Because, at the end of the day, yes the defense played poorly (after being on the field the whole game) and the offensive line (aside from one Thomas Jones run) wasn’t knocking Indy back off of the ball, but, only one Bear committed four of our six turnovers on Sunday and that was Rex Grossman.

Only one Bear promptly fumbled the ball after a key fumble our defense forced. Only one Bear managed to do something that every quarterback from the time he is in Pop Warner is taught to avoid — mishandle the snap from center. “It was wet out,” you might hear the excuse makers chime in. Oh? And was the ball that Peyton Manning was throwing virtually at will somehow immune from the rain? I didn’t see Peyton Manning cough up the ball, I only saw Rex do that — twice.

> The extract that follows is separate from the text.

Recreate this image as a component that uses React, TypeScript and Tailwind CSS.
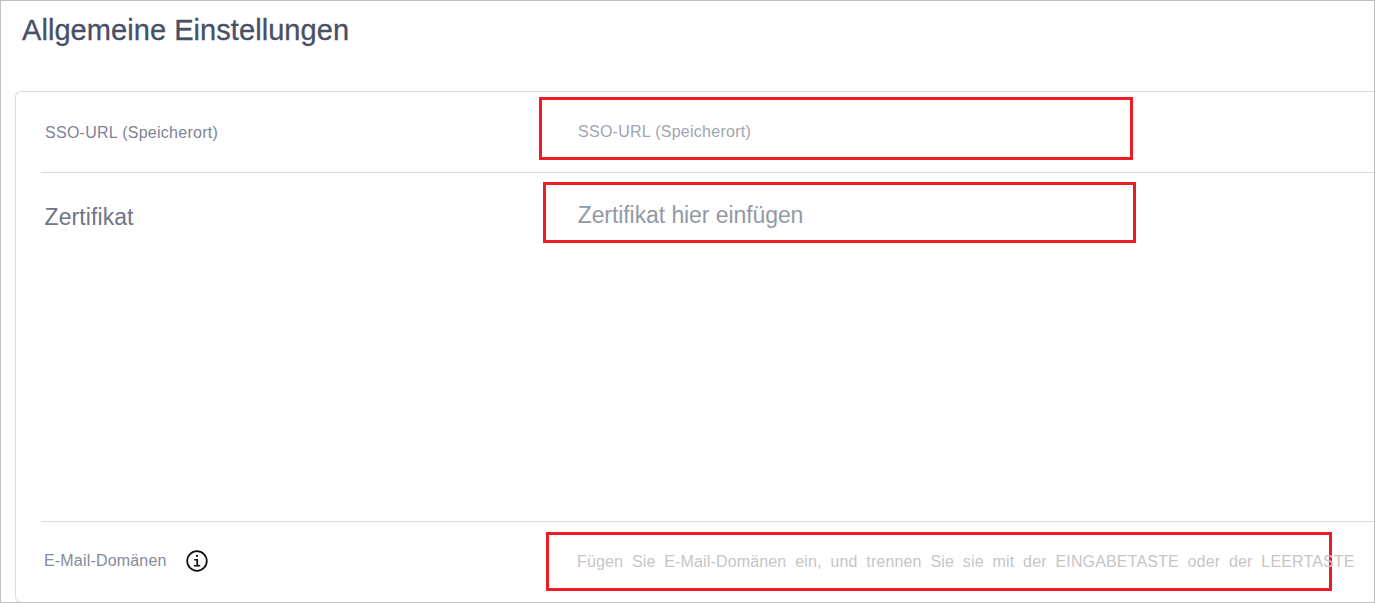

When you reflect on this all it will make you feel like a dupe just as I did. We traded down to get Rex at the end of the 1st round, he’s too short, his mechanics are terrible, he doesn’t do anything exceptionally well. There is nothing, I say nothing, that I have seen that leads me to believe that Rex Grossman is an elite quarterback. He doesn’t act like one either.

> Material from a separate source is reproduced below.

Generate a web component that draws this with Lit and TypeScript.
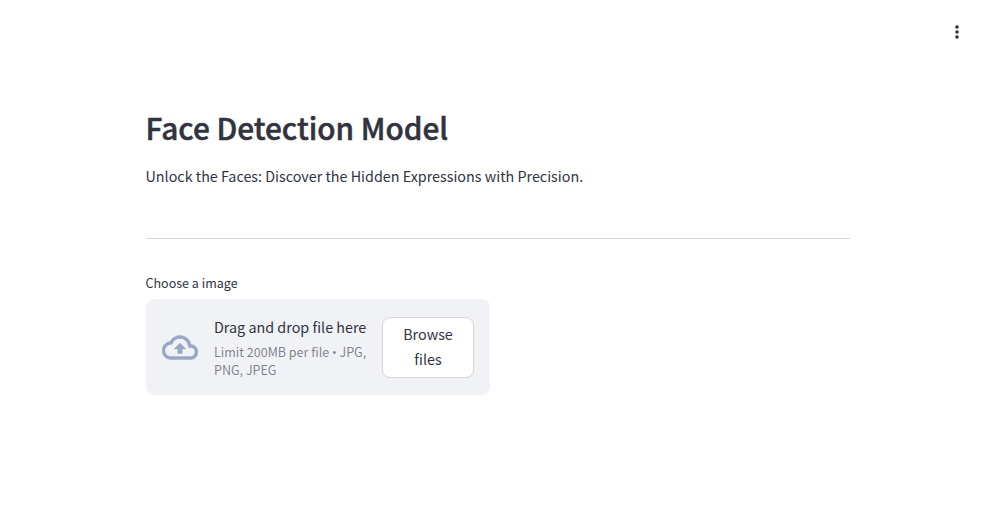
import { LitElement, html, css } from "lit";
import { customElement } from "lit/decorators.js";

@customElement("file-uploader")
class FileUploader extends LitElement {
  static styles = css`
    :host { display: block; width: 344px; }
    .label { font-size: 12.53px; line-height: 22px; height: 27px; margin-left: -0.5px; }
    .drop { display: flex; align-items: center; box-sizing: border-box; height: 96px; padding: 16px; background: #f0f2f6; border-radius: 8px; }
    .cloud { width: 36px; height: 36px; flex: none; margin-right: 16px; color: #97a6c3; }
    .info { flex: 1; white-space: nowrap; }
    .title { font-size: 14.35px; line-height: 25px; margin-bottom: 4px; margin-top: -1px; }
    .limit { font-size: 12.53px; line-height: 18px; color: rgba(49, 51, 63, 0.6); }
    .bullet { font-family: "Open Sans", sans-serif; line-height: 1; }
    button { box-sizing: border-box; width: 92px; height: 61px; padding: 2px 12px 4px; flex: none; border: 1px solid #d6d6d9; border-radius: 8px; background: #fff; color: inherit; font: inherit; font-size: 14.35px; line-height: 25px; }
  `;
  render() {
    return html`
      <div class="label">Choose a image</div>
      <div class="drop">
        <svg class="cloud" viewBox="0 -0.33 24 24" fill="currentColor" stroke="currentColor" stroke-width="0.3"><path d="M19.35 10.04A7.49 7.49 0 0012 4C9.11 4 6.6 5.64 5.35 8.04A5.994 5.994 0 000 14c0 3.31 2.69 6 6 6h13c2.76 0 5-2.24 5-5 0-2.64-2.05-4.78-4.65-4.96zM19 18H6c-2.21 0-4-1.79-4-4 0-2.05 1.53-3.76 3.56-3.97l1.07-.11.5-.95A5.469 5.469 0 0112 6c2.62 0 4.88 1.86 5.39 4.43l.3 1.5 1.53.11A2.98 2.98 0 0122 15c0 1.65-1.35 3-3 3zM8 13h2.55v3h2.9v-3H16l-4-4z"/></svg>
        <div class="info">
          <div class="title">Drag and drop file here</div>
          <div class="limit">Limit 200MB per file <span class="bullet">•</span> JPG,<br>PNG, JPEG</div>
        </div>
        <button>Browse<br>files</button>
      </div>`;
  }
}

@customElement("app-root")
class AppRoot extends LitElement {
  static styles = css`
    :host { display: block; height: 531px; background: #fff; color: #31333f; overflow: hidden; font-family: "Noto Sans CJK SC", "Noto Sans CJK JP", sans-serif; }
    header { display: flex; justify-content: flex-end; align-items: center; height: 64px; padding-right: 28px; }
    .dots { width: 20px; height: 20px; }
    main { width: 704px; margin-left: 146px; }
    h1 { margin: 0 0 0 -0.5px; padding: 39px 0 1px; font-size: 29.75px; line-height: 48px; font-weight: 500; -webkit-text-stroke: 0.5px currentColor; }
    p { margin: 11px 0 0 -0.5px; font-size: 14.33px; line-height: 25px; }
    hr { margin: 50px 0 33px; border: 0; border-top: 1px solid #d6d6d9; }
  `;
  render() {
    return html`
      <header><svg class="dots" viewBox="0 0 24 24" fill="currentColor"><circle cx="12" cy="6" r="2.2"/><circle cx="12" cy="12" r="2.2"/><circle cx="12" cy="18" r="2.2"/></svg></header>
      <main>
        <h1>Face Detection Model</h1>
        <p>Unlock the Faces: Discover the Hidden Expressions with Precision.</p>
        <hr>
        <file-uploader></file-uploader>
      </main>`;
  }
}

If you recall the Arizona game at the post-game press conference there was a quarterback there agonizing about how poorly he played, about how all the mistakes were his fault and what happened on the field shouldn’t have happened. That quarterback wasn’t Rex Grossman though — it was Matt Leinart. To top it all off, Leinart clearly didn’t lose that game and the only time he coughed up the ball was on a sack he was blindsided on. That’s a winner, that’s a man who’s won national championships and expects to win. It’s the intensity of greatness even when things aren’t your fault that you take the team’s failure as your own.

No, there was a quarterback at the podium laughing and joking about how bad he was and how great it was they still won though. It was like being in a bowling alley on a recreational night and hearing some guy joke about a gutter ball he threw because he had too much beer. Fast forward to the last regular season game and you have a quarterback who says he was distracted and didn’t prepare because of New Years festivities.

This is our “franchise quarterback”? This is our anointed one who is going to lead us to the Super Bowl again next year? The NFC is so bad I’m sure that could happen but how will it be different next year? Grossman will still be too short, too rough, and thus far has shown will have no clue about what it means to be a winning quarterback. “We were 13 and 3 with Rex as our quarterback” you will hear Lovie Smith say in a delightful twist of nonsense that makes one question why similar thinking didn’t apply to Kyle Orton last year. I think we were 13-3 with Joe as equipment manager that doesn’t translate into greatness. The truth of the matter Lovie, is we were 13-3 despite having Rex Grossman at quarterback.

In today’s NFL tomorrow is guaranteed to no one and I don’t understand what it is Jerry Angelo and Lovie Smith are waiting for with Grossman. He’s not a rookie, he’s in his 4th year. He’s been in the league as long as Carson Palmer. Carson Palmer has established himself as one of the elite NFL quarterbacks while Grossman has established nothing. Meanwhile Brian Urlacher gets a year older, Olin Kreutz gets a year older, our devastating defense gets a year older while we all sit back and bide our time waiting for Rex to somehow become a great quarterback. Utterly foolish.

At the end of the day “the Bears are who we thought they were” as Dennis Green would say — foolishly hitching their star to an undersized quarterback who they traded down to acquire. The AFC has to be licking its chops for several more years of domination and Bears fans will be subjected to several more years of frustration unless something changes.